Queen's Speech draws election battle lines

Final legislative package before election focuses on economic recovery, pensioners and education

Labour has put economic recovery at the heart of its legislative programme in the last Queen's Speech before the general election.

With less than seven months to go before an election must be held, the speech showcased a series of bills designed to draw dividing lines with the Conservatives.

Key measures in the speech included a crackdown on excessive bank bonuses, free personal care for the most vulnerable pensioners, new guarantees for parents and pupils on schooling and a legal obligation on the government to halve the budget deficit within four years.

Addressing the assembled MPs and peers, the Queen said: "My government's overriding priority is to ensure sustained growth to deliver a fair and prosperous economy for families and businesses, as the British economy recovers from the global economic downturn.

"By the active creation of jobs, restructuring the financial sector, strengthening the national infrastructure and providing responsible investment, my government will foster growth and employment."

The financial services bill will give the Financial Services Authority new powers to tear up bankers' contracts if they include bonuses that could endanger the stability of the banking system.

Major banks and financial institutions will also be required to draw up "living wills" describing how they can be wound up without threatening the stability of the entire system.

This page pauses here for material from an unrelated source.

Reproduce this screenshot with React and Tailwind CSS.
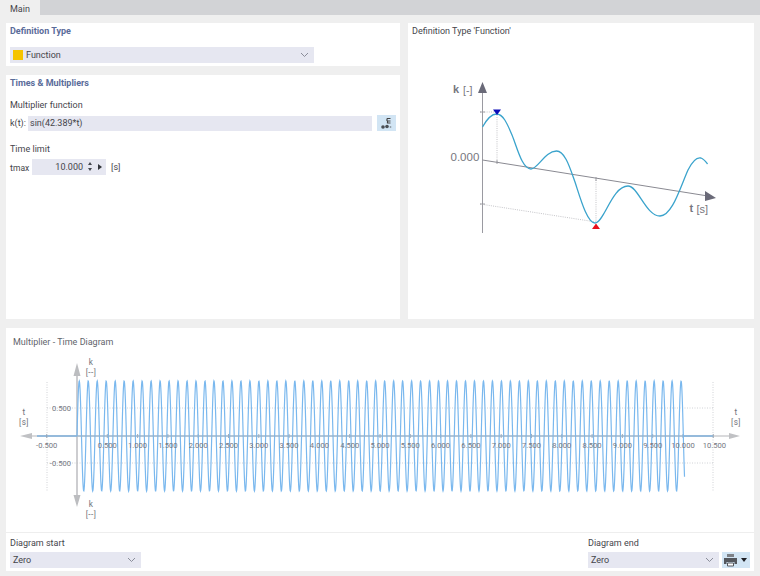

The personal care at home bill is designed to allow elderly and disabled people to remain in their own homes and to the lay the foundations for a national care service.

Up to 400,000 pensioners are expected to benefit from the bill, which will cost £670m a year to implement. The bill guarantees free personal care at home for the 280,000 people with the greatest needs, 166,000 of whom already receive free care.

With parliamentary time running out, not all of the 14 bills are expected to become law before the general election. Opposition parties dismissed the speech as little more than an early Labour manifesto

The leader of the Commons, Harriet Harman, insisted that most of the proposed laws will be passed before the next election. But Conservative leader David Cameron described the speech as a "political exercise" and said it was a "waste of time".

He said: "This Queen's Speech is not about the good of the country, this Queen's Speech is going to be about trying to save the Labour Party. It's a whole lot of bills just legislating some intent but not actually doing anything."

The programme also included plans to give agency workers equal rights on pay, holiday and basic conditions and to introduce a ban on cluster munitions.